Cet article est le deuxième épisode d’une série démarrée la semaine dernière sur la consolidation de données. Après l’introduction, voici l’extraction.
Pour rappel, voici les étapes du processus de consolidation :
Il faut avoir à l’esprit qu’assez souvent l’extraction est considérée comme une technicité non-relevante et n’est pas prise en compte durant la spécification du futur processus. Comme souvent, la réalité est bien plus complexe.
Sujet 1 : les métadonnées
Supposons que dans votre écosystème, il y a N systèmes informatiques qui contiennent l’information dont vous avez besoin. Partons du postulat que vous avez même l’accès aux IHMs d’applications et aux bases de données.
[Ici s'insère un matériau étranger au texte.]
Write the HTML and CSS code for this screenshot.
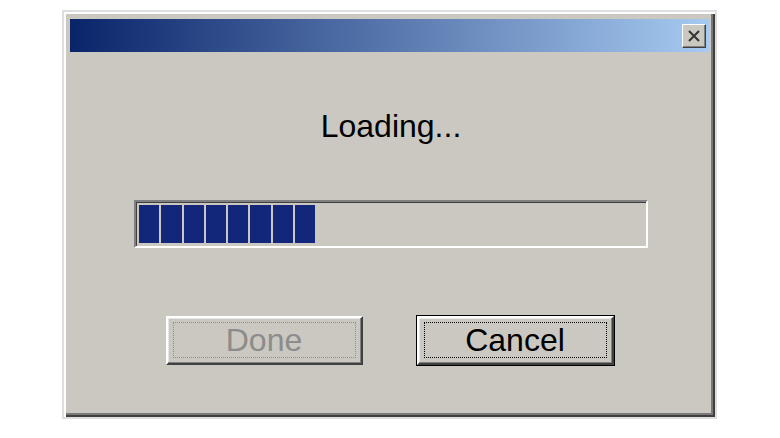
FILE: index.html
```html
<!DOCTYPE html>
<html lang="en">
<head>
<meta charset="utf-8">
<title>Loading</title>
<link rel="stylesheet" href="styles.css">
</head>
<body>
<div class="window">
  <div class="titlebar">
    <button class="close" aria-label="Close">
      <svg width="14" height="14" viewBox="0 0 14 14"><path d="M2 2 L12 12 M12 2 L2 12" stroke="#333" stroke-width="2" fill="none"/></svg>
    </button>
  </div>
  <div class="content">
    <div class="message">Loading...</div>
    <div class="progress">
      <div class="block"></div>
      <div class="block"></div>
      <div class="block"></div>
      <div class="block"></div>
      <div class="block"></div>
      <div class="block"></div>
      <div class="block"></div>
      <div class="block"></div>
    </div>
    <div class="actions">
      <button class="btn btn-disabled"><span class="focus">Done</span></button>
      <button class="btn btn-default"><span class="focus">Cancel</span></button>
    </div>
  </div>
</div>
</body>
</html>
```

FILE: styles.css
```css
html, body {
  margin: 0;
  background: #ffffff;
}

body {
  padding: 10px 0 0 62px;
  font-family: "Liberation Sans", Arial, sans-serif;
}

.window {
  box-sizing: border-box;
  width: 655px;
  height: 409px;
  background: #cac8c0;
  border: 2px solid #dedede;
  box-shadow: inset 2px 2px #ffffff, inset -2px -2px #3f3f3f, inset -4px -4px #7a7a7a;
  padding: 7px 6px 0 6px;
  display: flex;
  flex-direction: column;
}

.titlebar {
  height: 33px;
  background: linear-gradient(to right, #0a246a, #a6caf0);
  display: flex;
  justify-content: flex-end;
  align-items: center;
  padding-right: 3px;
}

.close {
  box-sizing: border-box;
  width: 24px;
  height: 24px;
  padding: 0;
  background: #cac8c0;
  border: 1px solid;
  border-color: #ffffff #404040 #404040 #ffffff;
  box-shadow: inset -1px -1px #808080;
  display: flex;
  align-items: center;
  justify-content: center;
}

.content {
  display: flex;
  flex-direction: column;
  align-items: center;
}

.message {
  margin-top: 58px;
  font-size: 32px;
  line-height: 32px;
  color: #000;
  margin-left: 3px;
}

.progress {
  box-sizing: border-box;
  margin-top: 58px;
  margin-left: 3px;
  width: 514px;
  height: 48px;
  border: 2px solid;
  border-color: #808080 #ffffff #ffffff #808080;
  box-shadow: inset 1px 1px #404040;
  padding: 3px;
  display: flex;
  gap: 2px;
}

.block {
  width: 20.3px;
  background: #12277a;
}

.actions {
  margin-top: 68px;
  display: flex;
  gap: 54px;
}

.btn {
  box-sizing: border-box;
  width: 197px;
  height: 49px;
  background: #cac8c0;
  border: 2px solid;
  border-color: #ffffff #404040 #404040 #ffffff;
  box-shadow: inset -1px -1px #808080, inset 1px 1px #e6e6e6;
  padding: 4px 5px 5px 5px;
  font-family: "Liberation Sans", Arial, sans-serif;
  font-size: 32px;
  line-height: 32px;
  display: flex;
  margin: 0;
}

.focus {
  flex: 1;
  display: flex;
  align-items: center;
  justify-content: center;
  border: 1px dotted;
}

.btn-disabled {
  color: #8c8c8c;
}

.btn-disabled .focus {
  border-color: #8f8f8f;
}

.btn-default {
  color: #000;
  box-shadow: 0 0 0 1px #000000, inset -1px -1px #808080, inset 1px 1px #e6e6e6;
}

.btn-default .focus {
  border-color: #000;
}
```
Dit ainsi, il reste juste à comprendre le modèle de données et hop – nous pouvons déjà spécifier l’extraction !
Dans ma carrière, je n’ai jamais eu de problèmes avec les modèles de données (même assez tordus) jusqu’à un projet qui m’a donné du fil à retordre et qui a nécessité de longues heures de reverse-engineering. Imaginez un système où la différence entre un contrat et un client est un simple flag, i.e. les clients, contrats, détails de contrats sont stockés dans une seule table. Ainsi, c’est à vous (seul) de déduire comment ces éléments sont liés ensemble. Inversement, les détails transactionnels sont stockés dans les varchars en forme de XMLs et JSONs. De plus, si vous n’avez (presque) aucune documentation et (presque) aucun moyen pour avoir des détails supplémentaires (soit les sachants ne sont pas disponibles, soit ils répondent une fois par mois), vous aurez beau maîtriser le sujet sur le bout de doigts, prévoyez des mois de reverse-engineering du modèle de données (multipliez par trois si le système est encore en cours de développement par une société tierce).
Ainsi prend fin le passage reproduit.